### What to do:
Locate and copy each line in the data that contains the word "with".

### Data provided:
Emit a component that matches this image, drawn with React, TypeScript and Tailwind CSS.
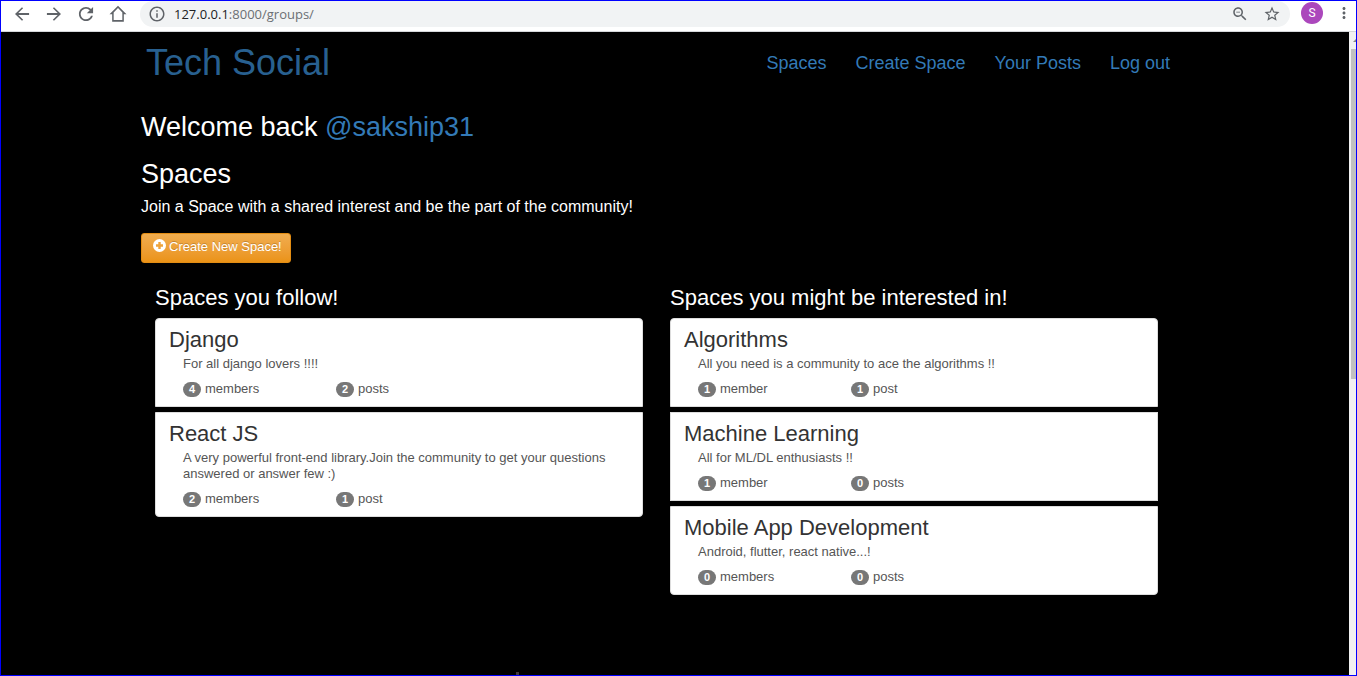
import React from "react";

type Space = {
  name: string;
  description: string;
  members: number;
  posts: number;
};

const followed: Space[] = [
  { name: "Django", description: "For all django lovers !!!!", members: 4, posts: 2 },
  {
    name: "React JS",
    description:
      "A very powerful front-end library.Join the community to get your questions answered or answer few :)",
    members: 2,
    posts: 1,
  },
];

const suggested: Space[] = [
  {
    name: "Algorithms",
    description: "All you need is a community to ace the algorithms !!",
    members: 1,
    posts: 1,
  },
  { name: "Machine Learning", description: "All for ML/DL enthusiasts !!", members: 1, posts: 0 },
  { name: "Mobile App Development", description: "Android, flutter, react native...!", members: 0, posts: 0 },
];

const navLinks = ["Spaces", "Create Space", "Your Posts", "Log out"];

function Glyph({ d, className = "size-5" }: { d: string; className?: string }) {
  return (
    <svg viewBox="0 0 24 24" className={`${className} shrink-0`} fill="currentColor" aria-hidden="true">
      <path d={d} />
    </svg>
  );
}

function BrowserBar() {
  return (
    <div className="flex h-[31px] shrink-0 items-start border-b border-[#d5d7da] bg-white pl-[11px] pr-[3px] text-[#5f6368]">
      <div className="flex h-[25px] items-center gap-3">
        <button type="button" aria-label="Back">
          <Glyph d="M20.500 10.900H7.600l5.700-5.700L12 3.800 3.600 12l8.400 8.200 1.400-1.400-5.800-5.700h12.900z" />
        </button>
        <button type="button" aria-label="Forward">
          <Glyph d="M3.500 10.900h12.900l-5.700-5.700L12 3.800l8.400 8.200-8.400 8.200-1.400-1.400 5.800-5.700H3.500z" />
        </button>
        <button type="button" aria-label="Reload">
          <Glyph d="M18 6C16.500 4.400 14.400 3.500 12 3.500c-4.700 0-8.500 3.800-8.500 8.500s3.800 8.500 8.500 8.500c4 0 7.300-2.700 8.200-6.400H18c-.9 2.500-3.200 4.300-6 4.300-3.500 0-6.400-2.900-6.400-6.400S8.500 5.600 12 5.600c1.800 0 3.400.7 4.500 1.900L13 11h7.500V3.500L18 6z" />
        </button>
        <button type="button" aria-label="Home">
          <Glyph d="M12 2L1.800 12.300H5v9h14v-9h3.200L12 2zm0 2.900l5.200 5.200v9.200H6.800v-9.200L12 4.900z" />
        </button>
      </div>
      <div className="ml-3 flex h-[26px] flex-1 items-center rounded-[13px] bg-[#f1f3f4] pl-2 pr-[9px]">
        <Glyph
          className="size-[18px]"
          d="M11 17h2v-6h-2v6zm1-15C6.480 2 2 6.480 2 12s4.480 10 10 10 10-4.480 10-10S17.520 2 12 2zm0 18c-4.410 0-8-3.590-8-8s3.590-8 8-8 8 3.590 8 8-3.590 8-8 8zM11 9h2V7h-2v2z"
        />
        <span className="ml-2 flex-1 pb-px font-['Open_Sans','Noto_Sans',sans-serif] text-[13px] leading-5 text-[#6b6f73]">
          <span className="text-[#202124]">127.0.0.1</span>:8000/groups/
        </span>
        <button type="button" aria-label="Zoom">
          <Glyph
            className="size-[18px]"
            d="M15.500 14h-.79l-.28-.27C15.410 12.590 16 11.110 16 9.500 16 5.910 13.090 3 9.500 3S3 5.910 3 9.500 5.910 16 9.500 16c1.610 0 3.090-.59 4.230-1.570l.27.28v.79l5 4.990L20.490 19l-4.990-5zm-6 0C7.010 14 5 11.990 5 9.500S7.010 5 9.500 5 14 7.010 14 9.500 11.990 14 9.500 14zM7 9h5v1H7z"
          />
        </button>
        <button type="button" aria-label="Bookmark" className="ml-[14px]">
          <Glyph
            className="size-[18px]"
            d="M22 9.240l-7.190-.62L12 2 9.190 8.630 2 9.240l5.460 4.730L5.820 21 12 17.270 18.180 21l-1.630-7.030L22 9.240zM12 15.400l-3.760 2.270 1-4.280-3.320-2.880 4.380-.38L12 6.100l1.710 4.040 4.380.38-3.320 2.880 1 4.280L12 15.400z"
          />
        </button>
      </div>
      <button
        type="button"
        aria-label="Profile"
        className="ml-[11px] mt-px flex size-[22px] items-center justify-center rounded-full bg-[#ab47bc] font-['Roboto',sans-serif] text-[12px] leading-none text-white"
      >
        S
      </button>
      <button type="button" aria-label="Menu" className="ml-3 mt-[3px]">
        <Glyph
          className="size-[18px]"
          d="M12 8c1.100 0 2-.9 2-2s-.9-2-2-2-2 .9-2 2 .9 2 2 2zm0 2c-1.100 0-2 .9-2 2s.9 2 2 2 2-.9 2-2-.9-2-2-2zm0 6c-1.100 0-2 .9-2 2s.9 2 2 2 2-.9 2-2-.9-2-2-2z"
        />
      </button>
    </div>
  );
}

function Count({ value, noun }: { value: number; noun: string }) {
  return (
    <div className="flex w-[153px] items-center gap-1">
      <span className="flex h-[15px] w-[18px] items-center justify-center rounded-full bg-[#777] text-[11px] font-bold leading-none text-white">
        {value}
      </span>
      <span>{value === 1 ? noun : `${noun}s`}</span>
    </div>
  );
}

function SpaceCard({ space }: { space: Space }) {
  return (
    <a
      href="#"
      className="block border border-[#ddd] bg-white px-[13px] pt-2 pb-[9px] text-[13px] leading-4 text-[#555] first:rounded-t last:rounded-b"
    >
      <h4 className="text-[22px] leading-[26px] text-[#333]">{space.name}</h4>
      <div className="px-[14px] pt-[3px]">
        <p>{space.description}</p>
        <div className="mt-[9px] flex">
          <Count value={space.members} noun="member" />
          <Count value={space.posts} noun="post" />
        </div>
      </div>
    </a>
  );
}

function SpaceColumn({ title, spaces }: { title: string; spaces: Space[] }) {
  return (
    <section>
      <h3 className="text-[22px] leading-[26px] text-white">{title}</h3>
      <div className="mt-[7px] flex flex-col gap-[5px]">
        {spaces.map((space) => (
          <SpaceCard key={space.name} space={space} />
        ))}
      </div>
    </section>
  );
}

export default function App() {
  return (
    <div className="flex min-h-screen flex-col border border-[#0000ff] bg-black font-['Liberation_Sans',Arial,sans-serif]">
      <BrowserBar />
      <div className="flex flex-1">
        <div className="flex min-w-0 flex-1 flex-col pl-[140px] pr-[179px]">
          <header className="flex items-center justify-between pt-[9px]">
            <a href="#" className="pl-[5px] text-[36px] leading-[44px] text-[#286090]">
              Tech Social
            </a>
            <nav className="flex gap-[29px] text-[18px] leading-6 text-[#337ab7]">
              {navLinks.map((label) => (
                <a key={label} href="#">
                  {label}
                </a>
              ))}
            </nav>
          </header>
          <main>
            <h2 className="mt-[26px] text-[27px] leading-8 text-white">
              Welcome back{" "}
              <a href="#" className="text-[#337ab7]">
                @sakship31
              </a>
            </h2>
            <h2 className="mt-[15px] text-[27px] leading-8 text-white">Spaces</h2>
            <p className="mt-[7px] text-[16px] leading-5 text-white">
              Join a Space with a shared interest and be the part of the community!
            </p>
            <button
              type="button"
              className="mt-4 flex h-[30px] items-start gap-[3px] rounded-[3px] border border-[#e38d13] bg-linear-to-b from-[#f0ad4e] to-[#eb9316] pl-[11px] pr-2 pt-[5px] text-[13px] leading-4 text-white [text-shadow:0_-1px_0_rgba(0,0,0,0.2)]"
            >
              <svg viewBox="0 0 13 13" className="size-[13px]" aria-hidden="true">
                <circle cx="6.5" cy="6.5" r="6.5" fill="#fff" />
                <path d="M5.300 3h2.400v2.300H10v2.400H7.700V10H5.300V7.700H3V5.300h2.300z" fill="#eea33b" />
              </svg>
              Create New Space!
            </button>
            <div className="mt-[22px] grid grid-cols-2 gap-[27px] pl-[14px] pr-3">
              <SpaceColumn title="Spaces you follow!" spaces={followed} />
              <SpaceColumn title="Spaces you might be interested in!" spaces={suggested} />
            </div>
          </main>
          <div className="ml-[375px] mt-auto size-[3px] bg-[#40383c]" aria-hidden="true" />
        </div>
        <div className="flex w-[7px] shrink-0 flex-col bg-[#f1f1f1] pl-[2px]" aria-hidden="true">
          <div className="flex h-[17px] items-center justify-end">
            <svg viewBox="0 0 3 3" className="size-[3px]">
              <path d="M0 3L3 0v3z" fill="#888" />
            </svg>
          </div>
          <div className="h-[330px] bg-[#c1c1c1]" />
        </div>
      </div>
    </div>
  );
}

### Reply to the task:
Emit a component that matches this image, drawn with React, TypeScript and Tailwind CSS.
              Join a Space with a shared interest and be the part of the community!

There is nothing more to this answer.